Размышляя сегодня о тех человеческих ценностях, которые отстаивают оба классика, мы чувствуем скорее их глубинное единство, чем разность, скорее общий в наших глазах духовный и нравственный пафос, чем частные расхождения: на расстоянии в сто лет эти расхождения и впрямь могут показаться нам несущественными. Достоевского, конечно же, должен раздражать тот трезвый практицизм, за которым Лесков хитро прячет «праведность» своих героев, – Достоевский не может не отвергать такое лукавство в сфере духовного строительства, где сам-то Достоевский как раз предельно серьезен. Однако серьезность, с какой Достоевский уповает на преображение всей глобально понятой реальности в некоем теократическом государстве будущего, на спасения, которое чудесным образом придет со стороны «Власов», кающихся и некающихся, со стороны народа, пребывающего в грехе («не Петербург же разрешит окончательную судьбу русскую», – написано за месяц до «Смятенного вида»), – эта вера Лескову, с его конкретной трезвостью в глобальных вопросах, должна казаться непрактичной и утопичной, а если брать поправки на полемический пыл и злобу дня, – то хуже того: обскурантской и дилетантской разом. Лесков не верит ни в церковь, ни в чудеса – Достоевский не верит, что такое неверие может сочетаться с праведностью: лесковские праведники вырастают из подпочвы, ему неведомой. Общего языка нет, хотя оба писателя решают одну задачу: оба пытаются применить нравственный абсолют к человеческим ценностям и человеческие ценности к реальной жизни. Фигурально говоря, оба строят один замок, но тот – с воздуха, а этот – с земли. Из небесной бездны земная глубь на различается; связи почти нет; возникает не связь, а аннигиляция…

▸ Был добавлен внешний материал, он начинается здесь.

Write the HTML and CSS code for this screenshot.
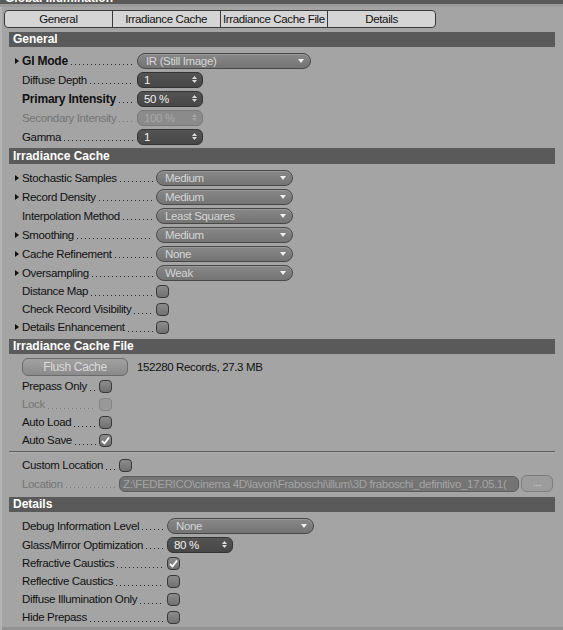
FILE: index.html
```html
<!DOCTYPE html>
<html lang="en">
<head>
  <meta charset="UTF-8">
  <title>Global Illumination</title>
  <link rel="stylesheet" href="styles.css">
</head>
<body>
  <div class="panel">
    <div class="titlebar"><span>Global Illumination</span></div>

    <div class="tabs">
      <div class="tab">General</div>
      <div class="tab">Irradiance Cache</div>
      <div class="tab">Irradiance Cache File</div>
      <div class="tab">Details</div>
    </div>

    <!-- General -->
    <section class="group general">
      <h2 class="group-title">General</h2>
      <div class="rows">
        <div class="row">
          <span class="arrow on"></span>
          <span class="lbl"><b>GI Mode</b><i class="dots"></i></span>
          <div class="select w-gi"><span class="val">IR (Still Image)</span><span class="caret"></span></div>
        </div>
        <div class="row">
          <span class="arrow"></span>
          <span class="lbl">Diffuse Depth<i class="dots"></i></span>
          <div class="spin"><span class="val">1</span><svg width="5" height="9" viewBox="0 0 5 9"><polygon points="0,4 2.5,1 5,4"/><polygon points="0,5 2.5,8 5,5"/></svg></div>
        </div>
        <div class="row">
          <span class="arrow"></span>
          <span class="lbl"><b>Primary Intensity</b><i class="dots"></i></span>
          <div class="spin"><span class="val">50 %</span><svg width="5" height="9" viewBox="0 0 5 9"><polygon points="0,4 2.5,1 5,4"/><polygon points="0,5 2.5,8 5,5"/></svg></div>
        </div>
        <div class="row off">
          <span class="arrow"></span>
          <span class="lbl">Secondary Intensity<i class="dots"></i></span>
          <div class="spin"><span class="val">100 %</span><svg width="5" height="9" viewBox="0 0 5 9"><polygon points="0,4 2.5,1 5,4"/><polygon points="0,5 2.5,8 5,5"/></svg></div>
        </div>
        <div class="row">
          <span class="arrow"></span>
          <span class="lbl">Gamma<i class="dots"></i></span>
          <div class="spin"><span class="val">1</span><svg width="5" height="9" viewBox="0 0 5 9"><polygon points="0,4 2.5,1 5,4"/><polygon points="0,5 2.5,8 5,5"/></svg></div>
        </div>
      </div>
      <div class="sep"></div>
    </section>

    <!-- Irradiance Cache -->
    <section class="group irr">
      <h2 class="group-title">Irradiance Cache</h2>
      <div class="rows">
        <div class="row">
          <span class="arrow on"></span>
          <span class="lbl">Stochastic Samples<i class="dots"></i></span>
          <div class="select w-irr"><span class="val">Medium</span><span class="caret"></span></div>
        </div>
        <div class="row">
          <span class="arrow on"></span>
          <span class="lbl">Record Density<i class="dots"></i></span>
          <div class="select w-irr"><span class="val">Medium</span><span class="caret"></span></div>
        </div>
        <div class="row">
          <span class="arrow"></span>
          <span class="lbl">Interpolation Method<i class="dots"></i></span>
          <div class="select w-irr"><span class="val">Least Squares</span><span class="caret"></span></div>
        </div>
        <div class="row">
          <span class="arrow on"></span>
          <span class="lbl">Smoothing<i class="dots"></i></span>
          <div class="select w-irr"><span class="val">Medium</span><span class="caret"></span></div>
        </div>
        <div class="row">
          <span class="arrow on"></span>
          <span class="lbl">Cache Refinement<i class="dots"></i></span>
          <div class="select w-irr"><span class="val">None</span><span class="caret"></span></div>
        </div>
        <div class="row">
          <span class="arrow on"></span>
          <span class="lbl">Oversampling<i class="dots"></i></span>
          <div class="select w-irr"><span class="val">Weak</span><span class="caret"></span></div>
        </div>
        <div class="row short">
          <span class="arrow"></span>
          <span class="lbl">Distance Map<i class="dots"></i></span>
          <span class="check"></span>
        </div>
        <div class="row short">
          <span class="arrow"></span>
          <span class="lbl">Check Record Visibility<i class="dots"></i></span>
          <span class="check"></span>
        </div>
        <div class="row short">
          <span class="arrow on"></span>
          <span class="lbl">Details Enhancement<i class="dots"></i></span>
          <span class="check"></span>
        </div>
      </div>
    </section>

    <!-- Irradiance Cache File -->
    <section class="group file">
      <h2 class="group-title">Irradiance Cache File</h2>
      <div class="rows">
        <div class="row flush">
          <span class="arrow"></span>
          <div class="button">Flush Cache</div>
          <span class="records">152280 Records, 27.3 MB</span>
        </div>
        <div class="row short">
          <span class="arrow"></span>
          <span class="lbl">Prepass Only<i class="dots"></i></span>
          <span class="check"></span>
        </div>
        <div class="row short off">
          <span class="arrow"></span>
          <span class="lbl">Lock<i class="dots"></i></span>
          <span class="check"></span>
        </div>
        <div class="row short">
          <span class="arrow"></span>
          <span class="lbl">Auto Load<i class="dots"></i></span>
          <span class="check"></span>
        </div>
        <div class="row short">
          <span class="arrow"></span>
          <span class="lbl">Auto Save<i class="dots"></i></span>
          <span class="check"><svg width="11" height="11" viewBox="0 0 11 11"><path d="M2 6 L4.5 8.5 L9 2.5"/></svg></span>
        </div>
      </div>
      <div class="sep sep-mid"></div>
      <div class="rows loc">
        <div class="row short">
          <span class="arrow"></span>
          <span class="lbl">Custom Location<i class="dots"></i></span>
          <span class="check"></span>
        </div>
        <div class="row off">
          <span class="arrow"></span>
          <span class="lbl">Location<i class="dots"></i></span>
          <div class="field">Z:\FEDERICO\cinema 4D\lavori\Fraboschi\illum\3D fraboschi_definitivo_17.05.1(</div>
          <div class="browse">...</div>
        </div>
      </div>
    </section>

    <!-- Details -->
    <section class="group details">
      <h2 class="group-title">Details</h2>
      <div class="rows">
        <div class="row">
          <span class="arrow"></span>
          <span class="lbl">Debug Information Level<i class="dots"></i></span>
          <div class="select w-debug"><span class="val">None</span><span class="caret"></span></div>
        </div>
        <div class="row">
          <span class="arrow"></span>
          <span class="lbl">Glass/Mirror Optimization<i class="dots"></i></span>
          <div class="spin"><span class="val">80 %</span><svg width="5" height="9" viewBox="0 0 5 9"><polygon points="0,4 2.5,1 5,4"/><polygon points="0,5 2.5,8 5,5"/></svg></div>
        </div>
        <div class="row short">
          <span class="arrow"></span>
          <span class="lbl">Refractive Caustics<i class="dots"></i></span>
          <span class="check"><svg width="11" height="11" viewBox="0 0 11 11"><path d="M2 6 L4.5 8.5 L9 2.5"/></svg></span>
        </div>
        <div class="row short">
          <span class="arrow"></span>
          <span class="lbl">Reflective Caustics<i class="dots"></i></span>
          <span class="check"></span>
        </div>
        <div class="row short">
          <span class="arrow"></span>
          <span class="lbl">Diffuse Illumination Only<i class="dots"></i></span>
          <span class="check"></span>
        </div>
        <div class="row short">
          <span class="arrow"></span>
          <span class="lbl">Hide Prepass<i class="dots"></i></span>
          <span class="check"></span>
        </div>
      </div>
    </section>
  </div>
</body>
</html>
```

FILE: styles.css
```css
body {
  margin: 0;
  background-color: #a4a4a4;
  color: #111;
  font-family: "Liberation Sans", Arial, sans-serif;
  font-size: 11.5px;
  letter-spacing: -0.35px;
}
.panel {
  width: 563px;
  height: 630px;
  overflow: hidden;
  box-shadow: inset 2px 0 #b3b3b3, inset 0 -3px #939393;
}
.titlebar {
  height: 4px;
  overflow: hidden;
  background-color: #595959;
  border-bottom: 3px solid #9b9b9b;
}
.titlebar span {
  display: block;
  margin: -8px 0 0 5px;
  color: #fff;
  font: bold 12px/13px "Liberation Sans", Arial, sans-serif;
  letter-spacing: 0;
}
.tabs {
  display: flex;
  width: 432px;
  height: 18px;
  margin: 3px 0 4px 4px;
  box-sizing: border-box;
  border: 1px solid #3a3a3a;
  border-radius: 4px;
  overflow: hidden;
  background-color: #d5d5d5;
}
.tab {
  flex: 1;
  text-align: center;
  line-height: 16px;
  border-left: 1px solid #3a3a3a;
}
.tab:first-child {
  border-left: 0;
}
.group {
  margin: 0 8px 0 9px;
}
.group-title {
  margin: 0;
  height: 15px;
  padding-left: 4px;
  background-color: #5a5a5a;
  color: #fff;
  font: bold 12px/15px "Liberation Sans", Arial, sans-serif;
  letter-spacing: 0;
}
.rows {
  padding-top: 4px;
}
.row {
  display: flex;
  align-items: center;
  height: 19px;
  padding-left: 6px;
}
.row.short {
  height: 18px;
}
.arrow {
  flex: none;
  width: 7px;
  display: flex;
  align-items: center;
}
.arrow.on::before {
  content: "";
  border-left: 4px solid #111;
  border-top: 3.5px solid transparent;
  border-bottom: 3.5px solid transparent;
}
.lbl {
  flex: none;
  display: flex;
  align-items: center;
  white-space: nowrap;
}
.lbl b {
  font-size: 12px;
  letter-spacing: -0.2px;
}
.dots {
  flex: 1;
  height: 1px;
  margin: 8px 3px 0 3px;
  background: linear-gradient(to right, #2a2a2a 1px, transparent 1px) 0 0 / 4px 1px repeat-x;
}
.general .lbl { width: 115px; }
.irr .lbl { width: 134px; }
.file .lbl { width: 77px; }
.file .loc .lbl { width: 97px; }
.details .lbl { width: 145px; }

.row.off .lbl {
  color: #747474;
}
.row.off .dots {
  background-image: linear-gradient(to right, #787878 1px, transparent 1px);
}

/* dropdowns */
.select {
  display: flex;
  align-items: center;
  height: 16px;
  box-sizing: border-box;
  padding: 0 6px 0 8px;
  border: 1px solid #484848;
  border-radius: 8px;
  background: linear-gradient(#888, #747474);
  box-shadow: inset 0 1px #989898;
  color: #d6d6d6;
}
.select .val {
  flex: 1;
}
.caret {
  border-top: 4px solid #f0f0f0;
  border-left: 3.5px solid transparent;
  border-right: 3.5px solid transparent;
}
.w-gi { width: 174px; }
.w-irr { width: 137px; }
.w-debug { width: 147px; }

/* number fields */
.spin {
  display: flex;
  align-items: center;
  width: 66px;
  height: 16px;
  box-sizing: border-box;
  padding: 0 5px 0 6px;
  border: 1px solid #343434;
  border-radius: 6px;
  background: linear-gradient(#545454, #474747);
  color: #f0f0f0;
}
.spin .val {
  flex: 1;
}
.spin svg {
  fill: #ddd;
}
.row.off .spin {
  border-color: #7a7a7a;
  background: #8b8b8b;
  color: #a9a9a9;
}
.row.off .spin svg {
  fill: #a5a5a5;
}

/* checkboxes */
.check {
  flex: none;
  display: flex;
  align-items: center;
  justify-content: center;
  width: 13px;
  height: 13px;
  box-sizing: border-box;
  border: 1px solid #383838;
  border-radius: 4px;
  background: linear-gradient(#8c8c8c, #707070);
}
.check svg path {
  fill: none;
  stroke: #fff;
  stroke-width: 1.8;
}
.row.off .check {
  border-color: #858585;
  background: #999;
}

/* file section */
.row.flush {
  height: 18px;
  margin-bottom: 1px;
}
.button {
  width: 106px;
  height: 18px;
  box-sizing: border-box;
  border: 1px solid #6b6b6b;
  border-radius: 6px;
  background: linear-gradient(#a2a2a2, #8a8a8a);
  color: #dadada;
  text-align: center;
  line-height: 16px;
  font-size: 12px;
}
.records {
  margin-left: 9px;
}
.sep {
  height: 1px;
  margin-top: 2px;
  background-color: #5c5c5c;
}
.sep-mid {
  margin: 2px 0 0;
  box-shadow: 0 1px #b0b0b0;
}
.loc {
  padding-top: 4px;
}
.field {
  width: 400px;
  height: 16px;
  box-sizing: border-box;
  padding-left: 3px;
  overflow: hidden;
  white-space: nowrap;
  border: 1px solid #5e5e5e;
  border-radius: 6px;
  background-color: #747474;
  color: #a4a4a4;
  line-height: 14px;
}
.browse {
  width: 32px;
  height: 17px;
  margin-left: 2px;
  box-sizing: border-box;
  border: 1px solid #7c7c7c;
  border-radius: 6px;
  background-color: #9c9c9c;
  color: #d0d0d0;
  text-align: center;
  line-height: 13px;
}
.irr {
  margin-bottom: 3px;
}
.file {
  margin-bottom: 4px;
}
.details .rows {
  padding-top: 4px;
}
```
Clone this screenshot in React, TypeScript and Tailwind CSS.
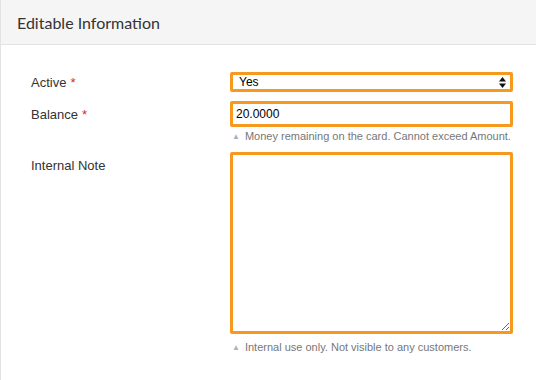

Последним абзацем своей статьи Достоевский небрежно разделывается с газетой, давшей его оппоненту слово:

«А при чем же тут сам „Русский мир“? Решительно не знаю. Ничего и никогда не имел с „Русским миром“ и не предполагал иметь. Бог знает, с чего вскочут люди».

Лесков не ответил.

Чтобы закончить историю взаимоотношений двух великих писателей: год спустя, весной 1874-го, Лесков ловит наконец своего противника на неточности: на неудачном выражении «светская беспоповщина», и в «Дневнике Меркула Праотцева» (идущем опять-таки без подписи) заметил: «Это с ним хроническое: всякий раз, когда он (Достоевский. – Л.А.) заговорит о чем-нибудь, касающемся религии, он непременно всегда выскажется так, что за него только остается молиться: «Отче, отпусти ему!»» На сей раз не ответил Достоевский. О чувствах его по отношению к Лескову в ту пору говорит эпиграмма (каламбур в ней связан с тем, что Лесков отошел от изображения духовенства и начал печатать «Захудалый род» – семейную хронику князей Протозановых). Достоевский набрасывает на полях рукописи «Подростка»: «Описывать все сплошь одних попов, по-моему, и скучно и не в моде; теперь ты пишешь в захудалом роде; не провались, Л-в».

В печати – ни слова.

Через три года Лесков, прочитав статью Достоевского о толстовской «Анне Карениной», тотчас же, ночью, в страшном волнении пишет ему несколько восторженных строк.

Достоевский не отвечает.

Еще четыре года спустя Лесков идет за гробом Достоевского, а по Петербургу литераторы передают сплетни, будто именно он, Лесков, – автор «злонастроенного» анонимного некролога в «Петербургской газете». Лесков пишет Суворину возмущенное опровержение…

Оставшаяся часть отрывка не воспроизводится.